La très vive controverse suscitée par l’élimination de l’Algérie de la Coupe du monde Qatar 2022 par le Cameroun à l’issue du match retour des barrages peut surprendre par son intensité et les dérapages langagiers auxquels elle donne lieu. Jamais de mémoire de journaliste sportif, l’instance faitière du football mondial ainsi que la CAF n’ont été aussi violemment prises à partie à l’issue d’un match qualificatif à une compétition internationale. La tendance serait dès lors de croire que la théorie du complot, en sport, est une nouveauté en soi. Que non !
Depuis l’issue fatidique du match de Blida, plusieurs réactions semblent disproportionnée. Il en est de même de la violence de certains propos. Il semble utile de rappeler que des thèses conspirationnistes ont déjà été avancées lors de certains événements sportifs de premier plan. On se souvient de la Coupe du monde de rugby de 1995 en Afrique du Sud. Ce fut aussi le cas de la finale France – Brésil en Coupe du monde de 1998, le but litigieux de Maradona à la Coupe du monde 1990, le but de la main de Thierry Henry de novembre 2009 face à l’Irlande, la « main de Dieu » de Maradona en 2006, etc…
L’analyse du Pr Christian Bromberger
Lors du Séminaire sur la thématique « du complot réel au complot imaginaire dans le sport » organisé le 18 février 2020 l’Université libre de Bruxelles, le Pr Christian Bromberger de l’Université d’Aix-Marseille a fait un exposé magistral sur le « complotisme sportif » vu sous l’angle anthropologique, D’entrée de jeu, il observe que le sport, en lui-même, est un terrain fertile pour le complotisme. Matchs truqués, arbitres corrompus, tirage au sort arrangé… des accusations plus ou moins vérifiables abondent. « Cela s’explique par le fait qu’il y a une dimension aléatoire et beaucoup de zones d’ombre dans les matières sportives. On ne peut jamais dire avec certitude qui va gagner. Autre élément important, le sport se déroule en direct, sous nos yeux, contrairement à un film ou une pièce de théâtre dont les scénarios sont écrits à l’avance. Le sport se prête donc particulièrement à la naissance des théories ».

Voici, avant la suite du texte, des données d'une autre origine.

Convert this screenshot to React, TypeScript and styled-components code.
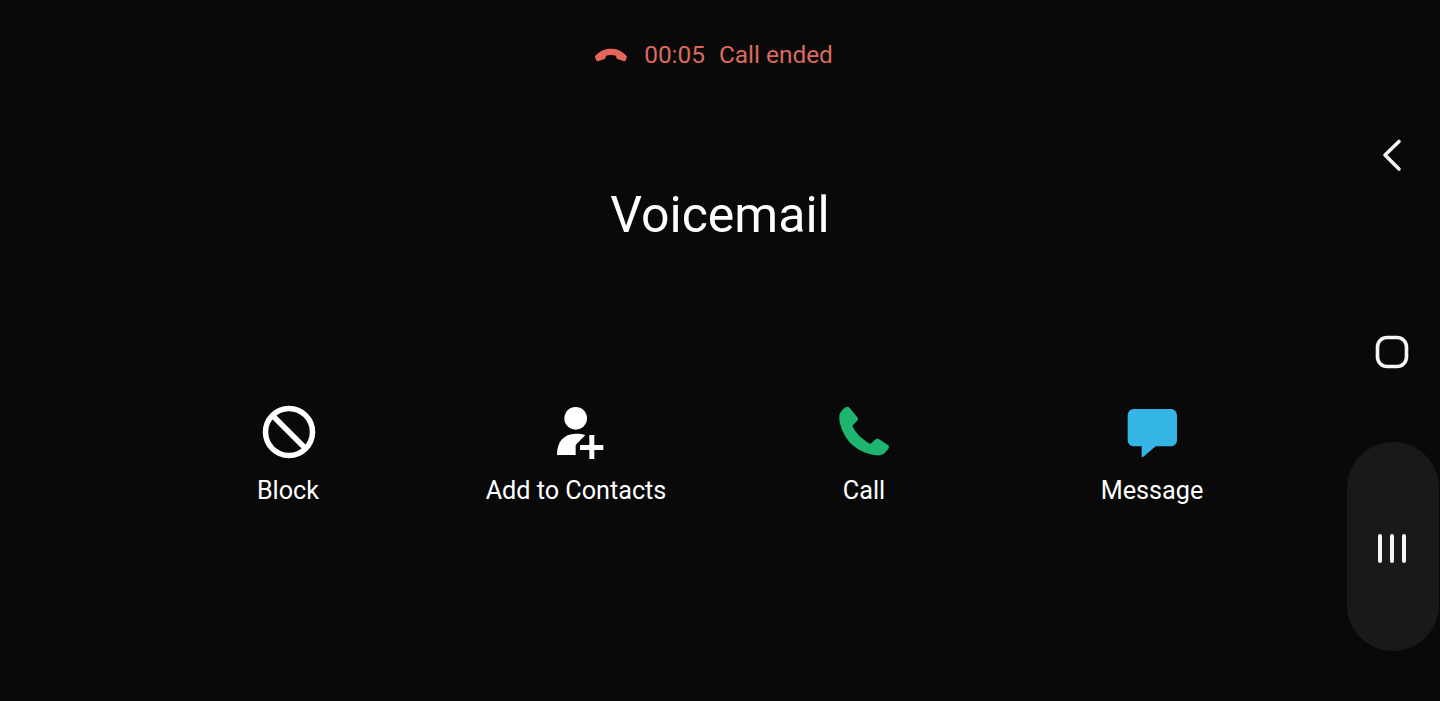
import React from "react";
import styled, { createGlobalStyle } from "styled-components";

const Global = createGlobalStyle`
  html, body { margin: 0; padding: 0; background: #090909; }
  body { font-family: Roboto, "Liberation Sans", sans-serif; }
`;

const Screen = styled.div`
  display: grid;
  grid-template-columns: 144px 1152px 144px;
  width: 1440px;
  height: 701px;
  overflow: hidden;
  background: #090909;
  color: #fff;
`;

const Main = styled.main`
  grid-column: 2;
  display: flex;
  flex-direction: column;
  align-items: center;
  padding-top: 41px;
`;

const Status = styled.div`
  display: flex;
  align-items: center;
  height: 28px;
  margin-right: 12px;
  font-size: 24.4px;
  line-height: 28px;
  color: #dd695e;
`;

const Duration = styled.span`
  margin-left: 17px;
`;

const StatusText = styled.span`
  margin-left: 14px;
`;

const Name = styled.h1`
  margin: 116px 0 0;
  font-size: 50px;
  line-height: 60px;
  font-weight: 400;
  color: #fff;
`;

const Actions = styled.div`
  display: grid;
  grid-template-columns: repeat(4, 288px);
  margin-top: 157px;
`;

const Action = styled.div`
  display: flex;
  flex-direction: column;
  align-items: center;
`;

const IconBox = styled.div`
  display: flex;
  align-items: center;
  justify-content: center;
  width: 60px;
  height: 60px;
`;

const Label = styled.span`
  margin-top: 14px;
  font-size: 25.2px;
  line-height: 30px;
  color: #fff;
`;

const Rail = styled.nav`
  grid-column: 3;
  display: flex;
  flex-direction: column;
  align-items: flex-end;
  padding: 137px 1px 0 0;
`;

const RailButton = styled.div<{ $top: number }>`
  display: flex;
  align-items: center;
  justify-content: center;
  width: 92px;
  margin-top: ${(p) => p.$top}px;
  margin-right: 1px;
`;

const RecentsPill = styled.div`
  display: flex;
  align-items: center;
  justify-content: center;
  width: 92px;
  height: 209px;
  margin-top: 73px;
  border-radius: 46px;
  background: #191919;
`;

const RecentsIcon = styled.div`
  display: flex;
  gap: 8px;
  margin: 4px 2px 0 0;
`;

const RecentsBar = styled.span`
  width: 4px;
  height: 29px;
  border-radius: 2px;
  background: #f4f4f4;
`;

const HangUpIcon = () => (
  <svg width="32" height="14" viewBox="45 53 96 42">
    <path
      fill="#e5655b"
      d="M46 76C60 60 78 55 93 55C108 55 126 60 139 76C141 79 141 81 140 84L137 90C136 93 133 93 130 92L114 87C111 86 109 84 109 81L108 76C98 73 88 73 78 76L77 81C77 84 75 86 72 87L56 92C53 93 50 93 49 90L46 84C45 81 44 79 46 76Z"
    />
  </svg>
);

const BlockIcon = () => (
  <svg width="56" height="54" viewBox="-2 0 56 54">
    <circle cx="27" cy="27" r="23.5" fill="none" stroke="#fff" strokeWidth="5.5" />
    <line x1="10.5" y1="10.5" x2="43.5" y2="43.5" stroke="#fff" strokeWidth="5.5" />
  </svg>
);

const AddContactIcon = () => (
  <svg width="60" height="60" viewBox="48 21 180 180">
    <circle cx="137" cy="70" r="34" fill="#fff" />
    <path fill="#fff" d="M81 180C81 140 100 117 138 116C148 116 158 117 166 120L137 150V180Z" />
    <rect x="150" y="150" width="70" height="15" fill="#fff" />
    <rect x="178" y="120" width="15" height="72" fill="#fff" />
  </svg>
);

const PhoneIcon = () => (
  <svg width="60" height="60" viewBox="27 21 180 180">
    <path
      fill="#1db56f"
      d="M43 62C45 50 56 40 64 36C68 34 71 35 74 39L97 67C100 71 99 74 97 77L85 89C83 91 82 93 84 97C92 114 110 131 132 145C136 147 138 146 140 144L150 134C153 131 157 130 161 132L189 150C193 153 193 157 190 161L180 173C174 179 165 182 155 181C123 177 90 162 70 137C55 117 41 87 43 62Z"
    />
  </svg>
);

const MessageIcon = () => (
  <svg width="60" height="60" viewBox="21 21 180 180">
    <path
      fill="#35b4e6"
      d="M58 42H166C178 42 186 50 186 62V134C186 146 178 154 166 154H122L84 186C82 188 80 187 80 184V154H58C46 154 38 146 38 134V62C38 50 46 42 58 42Z"
    />
  </svg>
);

const BackIcon = () => (
  <svg width="24" height="36" viewBox="0 0 24 36">
    <path d="M19 4.500 5 18l14 14" fill="none" stroke="#f6f6f6" strokeWidth="3.6" strokeLinecap="round" strokeLinejoin="round" />
  </svg>
);

const HomeIcon = () => (
  <svg width="34" height="34" viewBox="0 0 34 34">
    <rect x="2.5" y="2.5" width="29" height="29" rx="9.5" fill="none" stroke="#f6f6f6" strokeWidth="3.6" />
  </svg>
);

const actions = [
  { label: "Block", icon: <BlockIcon /> },
  { label: "Add to Contacts", icon: <AddContactIcon /> },
  { label: "Call", icon: <PhoneIcon /> },
  { label: "Message", icon: <MessageIcon /> },
];

export default function App() {
  return (
    <Screen>
      <Global />
      <Main>
        <Status>
          <HangUpIcon />
          <Duration>00:05</Duration>
          <StatusText>Call ended</StatusText>
        </Status>
        <Name>Voicemail</Name>
        <Actions>
          {actions.map((a) => (
            <Action key={a.label}>
              <IconBox>{a.icon}</IconBox>
              <Label>{a.label}</Label>
            </Action>
          ))}
        </Actions>
      </Main>
      <Rail>
        <RailButton $top={0}>
          <BackIcon />
        </RailButton>
        <RailButton $top={162}>
          <HomeIcon />
        </RailButton>
        <RecentsPill>
          <RecentsIcon>
            <RecentsBar />
            <RecentsBar />
            <RecentsBar />
          </RecentsIcon>
        </RecentsPill>
      </Rail>
    </Screen>
  );
}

Algérie – Cameroun : la recherche du coupable idéal
Dans tous les cas de figure, l’argumentaire des supporters de l’équipe vaincue ramène presque toujours à un complot qui aurait été ourdi contre elle. Bien que disproportionnées, certaines réactions peuvent s’expliquer à travers une analyse rationnelle.
Le sociologique distingue ainsi « le complot réel qui est attesté par des faits bien établis » et le « complot imaginaire, pensé par un groupe d’individus pour justifier un événement déplaisant ». « C’est pourquoi derrière un complot il y a toujours un scénario secret imaginé par plusieurs personnes pour s’assurer un succès ou un gain au détriment d’un tiers », ajoute le Pr Bromberger. Pour donner de la crédibilité à une théorie du complot, ceux qui l’imaginent utilisent généralement la technique des raccourcis mentaux pour aboutir à l’inévitable question : « A qui profite le crime ? »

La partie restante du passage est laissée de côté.